On the Lexington Avenue line, which carries the No. 4, 5 and 6 trains, just 77 of 90 scheduled trains routinely run through the busy Grand Central Station stop from 8 to 9 a.m. The rest, 14 percent of trains, are effectively canceled, at a time when the system needs them most.

Again in the evening, from 5 to 6 p.m., only 76 of 88 scheduled trains stop at the station, on average. Each canceled train accounts for roughly 1,000 passengers who could be accommodated if the system met its published schedule.

. . .

Officials at the Metropolitan Transportation Authority acknowledged that the schedules were not being met, and they blamed overcrowding for the shortfall. Trains are stuck in stations as passengers struggle to get on and off, subway officials say, leading to a cascade of delays along the line.

. . .

The shortfalls are not occasional or seasonal or exceptional. In the last two months, the number of times the Lexington Avenue line has reached its hourly weekday rush-hour scheduled train count is zero.

Officials say they are running as many trains as they can at peak hours, and the problem is capacity on an aging system. But the shortage stretches throughout the day, even when the system has fewer riders and runs trains less frequently.

When trains are delayed, workers continue to space trains at consistent intervals, instead of running trains more closely together, one after another, according to train data. Officials believe that is the best way to reduce the average time riders are stuck waiting on platforms. But, inevitably, that means fewer trains and reduced capacity.

Transit advocates say officials failed to adequately plan for a booming ridership and criticize the agency’s strategy of focusing on keeping trains evenly spaced rather than meeting its schedules.

Here’s how that focus leads to cancellations. On June 20, a Tuesday, at 7:55 a.m., subway officials reported delays on the No. 6 train. The data show only one southbound 6 train at Grand Central Station from 8:04 a.m. to 8:23 a.m. instead of the five scheduled. When service resumed, trains were still spaced fairly evenly at two- to four-minute intervals. The trains that were supposed to arrive during that time period were effectively canceled, and by 9 a.m., just 17 of 23 scheduled trains had made the trip.

. . .

The cancellations have contributed to an on-time rate for trains that has dropped steeply over the last decade to about 65 percent systemwide, from more than 90 percent. On the Lexington Avenue line — which carries about 1.6 million people each day, more than the number of daily riders on Washington’s and Chicago’s subways combined — the on-time rate is as low as 35 percent.

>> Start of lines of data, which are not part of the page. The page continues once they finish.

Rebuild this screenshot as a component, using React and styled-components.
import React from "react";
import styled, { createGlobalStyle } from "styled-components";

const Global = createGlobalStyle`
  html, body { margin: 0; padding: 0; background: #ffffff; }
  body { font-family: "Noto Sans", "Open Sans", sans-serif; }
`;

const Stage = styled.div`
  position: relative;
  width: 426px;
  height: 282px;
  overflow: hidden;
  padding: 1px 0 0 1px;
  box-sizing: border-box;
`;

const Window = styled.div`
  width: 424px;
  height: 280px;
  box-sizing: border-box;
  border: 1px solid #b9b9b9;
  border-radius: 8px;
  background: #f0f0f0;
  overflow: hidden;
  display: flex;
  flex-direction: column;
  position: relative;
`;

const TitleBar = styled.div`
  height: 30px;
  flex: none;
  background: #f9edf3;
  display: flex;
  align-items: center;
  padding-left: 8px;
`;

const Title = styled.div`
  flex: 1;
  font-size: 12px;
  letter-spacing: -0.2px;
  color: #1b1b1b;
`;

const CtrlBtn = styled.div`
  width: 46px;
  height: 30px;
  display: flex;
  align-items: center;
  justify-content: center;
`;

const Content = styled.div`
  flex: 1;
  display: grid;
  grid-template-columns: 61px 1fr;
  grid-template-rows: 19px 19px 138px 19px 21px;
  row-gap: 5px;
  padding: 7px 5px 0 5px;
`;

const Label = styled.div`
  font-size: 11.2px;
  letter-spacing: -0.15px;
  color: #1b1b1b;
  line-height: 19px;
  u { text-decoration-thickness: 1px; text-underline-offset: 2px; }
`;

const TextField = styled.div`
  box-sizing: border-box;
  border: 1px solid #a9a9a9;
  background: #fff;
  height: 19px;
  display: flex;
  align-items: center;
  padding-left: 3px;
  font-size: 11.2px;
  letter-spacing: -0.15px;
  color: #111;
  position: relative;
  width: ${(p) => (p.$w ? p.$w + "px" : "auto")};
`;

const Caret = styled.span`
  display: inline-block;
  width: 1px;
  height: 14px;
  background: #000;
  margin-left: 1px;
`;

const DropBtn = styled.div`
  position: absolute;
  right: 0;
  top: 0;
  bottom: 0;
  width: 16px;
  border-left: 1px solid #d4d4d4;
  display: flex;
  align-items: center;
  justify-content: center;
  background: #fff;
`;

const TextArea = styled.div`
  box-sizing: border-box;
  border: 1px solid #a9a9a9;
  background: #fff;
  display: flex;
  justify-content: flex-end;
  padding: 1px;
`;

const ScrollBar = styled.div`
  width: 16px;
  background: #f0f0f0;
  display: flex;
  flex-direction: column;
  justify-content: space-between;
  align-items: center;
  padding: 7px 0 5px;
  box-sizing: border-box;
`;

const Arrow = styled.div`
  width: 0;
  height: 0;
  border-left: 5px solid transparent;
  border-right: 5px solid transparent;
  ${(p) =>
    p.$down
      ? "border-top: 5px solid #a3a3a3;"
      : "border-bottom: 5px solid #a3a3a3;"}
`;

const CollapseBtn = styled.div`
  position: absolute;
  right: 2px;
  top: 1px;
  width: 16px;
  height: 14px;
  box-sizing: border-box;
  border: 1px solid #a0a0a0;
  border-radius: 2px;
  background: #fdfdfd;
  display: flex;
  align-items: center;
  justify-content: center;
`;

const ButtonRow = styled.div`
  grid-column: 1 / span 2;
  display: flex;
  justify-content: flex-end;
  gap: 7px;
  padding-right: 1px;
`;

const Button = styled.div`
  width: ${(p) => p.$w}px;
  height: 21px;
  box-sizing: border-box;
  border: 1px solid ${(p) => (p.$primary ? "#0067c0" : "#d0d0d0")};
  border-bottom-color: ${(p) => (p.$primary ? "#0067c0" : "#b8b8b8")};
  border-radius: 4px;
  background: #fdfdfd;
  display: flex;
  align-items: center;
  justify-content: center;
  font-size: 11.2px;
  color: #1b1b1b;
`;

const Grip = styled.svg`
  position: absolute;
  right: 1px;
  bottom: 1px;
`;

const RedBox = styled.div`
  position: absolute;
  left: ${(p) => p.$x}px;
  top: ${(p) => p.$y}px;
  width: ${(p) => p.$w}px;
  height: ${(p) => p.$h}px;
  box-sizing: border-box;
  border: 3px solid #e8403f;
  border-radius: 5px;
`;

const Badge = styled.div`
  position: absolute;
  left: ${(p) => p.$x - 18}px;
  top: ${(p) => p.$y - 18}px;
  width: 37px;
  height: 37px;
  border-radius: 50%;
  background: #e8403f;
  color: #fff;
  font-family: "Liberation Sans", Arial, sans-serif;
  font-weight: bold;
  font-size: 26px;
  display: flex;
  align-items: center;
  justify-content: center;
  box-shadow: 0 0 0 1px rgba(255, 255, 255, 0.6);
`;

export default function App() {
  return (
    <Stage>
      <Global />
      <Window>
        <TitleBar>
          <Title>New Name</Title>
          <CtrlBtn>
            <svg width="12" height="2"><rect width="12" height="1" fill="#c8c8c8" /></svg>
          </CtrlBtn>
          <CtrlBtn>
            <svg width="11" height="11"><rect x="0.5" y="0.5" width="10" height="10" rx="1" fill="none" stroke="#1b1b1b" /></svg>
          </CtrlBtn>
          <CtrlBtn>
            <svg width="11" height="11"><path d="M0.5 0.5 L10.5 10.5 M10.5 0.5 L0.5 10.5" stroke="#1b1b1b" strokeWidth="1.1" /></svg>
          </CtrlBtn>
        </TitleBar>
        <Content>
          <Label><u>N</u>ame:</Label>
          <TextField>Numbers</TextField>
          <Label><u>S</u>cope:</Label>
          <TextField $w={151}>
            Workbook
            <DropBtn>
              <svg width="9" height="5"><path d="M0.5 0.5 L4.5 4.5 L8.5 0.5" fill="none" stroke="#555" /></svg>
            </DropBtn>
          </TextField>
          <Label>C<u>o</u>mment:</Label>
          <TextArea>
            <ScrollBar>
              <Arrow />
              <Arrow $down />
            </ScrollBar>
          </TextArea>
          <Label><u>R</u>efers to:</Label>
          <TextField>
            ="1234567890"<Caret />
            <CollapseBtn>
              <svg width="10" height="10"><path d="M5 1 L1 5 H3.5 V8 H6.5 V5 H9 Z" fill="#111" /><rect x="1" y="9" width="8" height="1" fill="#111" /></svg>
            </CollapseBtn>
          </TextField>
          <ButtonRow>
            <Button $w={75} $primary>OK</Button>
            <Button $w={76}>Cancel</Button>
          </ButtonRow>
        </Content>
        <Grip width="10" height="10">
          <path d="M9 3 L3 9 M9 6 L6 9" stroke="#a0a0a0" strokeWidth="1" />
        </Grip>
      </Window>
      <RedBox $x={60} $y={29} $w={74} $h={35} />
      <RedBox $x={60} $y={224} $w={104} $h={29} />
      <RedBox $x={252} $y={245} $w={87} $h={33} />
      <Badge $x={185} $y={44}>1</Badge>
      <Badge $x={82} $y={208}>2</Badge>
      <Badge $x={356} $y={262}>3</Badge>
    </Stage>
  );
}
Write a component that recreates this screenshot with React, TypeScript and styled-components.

The authority’s chairman, Joseph J. Lhota, said his priority was reducing the intervals between trains, rather than meeting the posted schedules so riders are not kept waiting too long. The current schedules are largely based on lower ridership figures from 2012, Mr. Lhota said, before overcrowding delays skyrocketed, clogging the system.

The focus on train intervals over schedules has indeed kept wait-time performance from falling sharply, even as on-time-performance has plummeted. But even that metric has been trending downward since 2013.

In a recent interview, Mr. Lhota said the agency should adjust the published schedules to reflect current conditions, and offer the public improved performance metrics that tell riders how long they should expect to wait between trains.

“What I care about is being able to maintain a headway closer to target,” Mr. Lhota said, referring to an industry term describing the time between trains. “Obviously, to do that we’d have to put more trains through, and we could if we didn’t have the congestion problem.”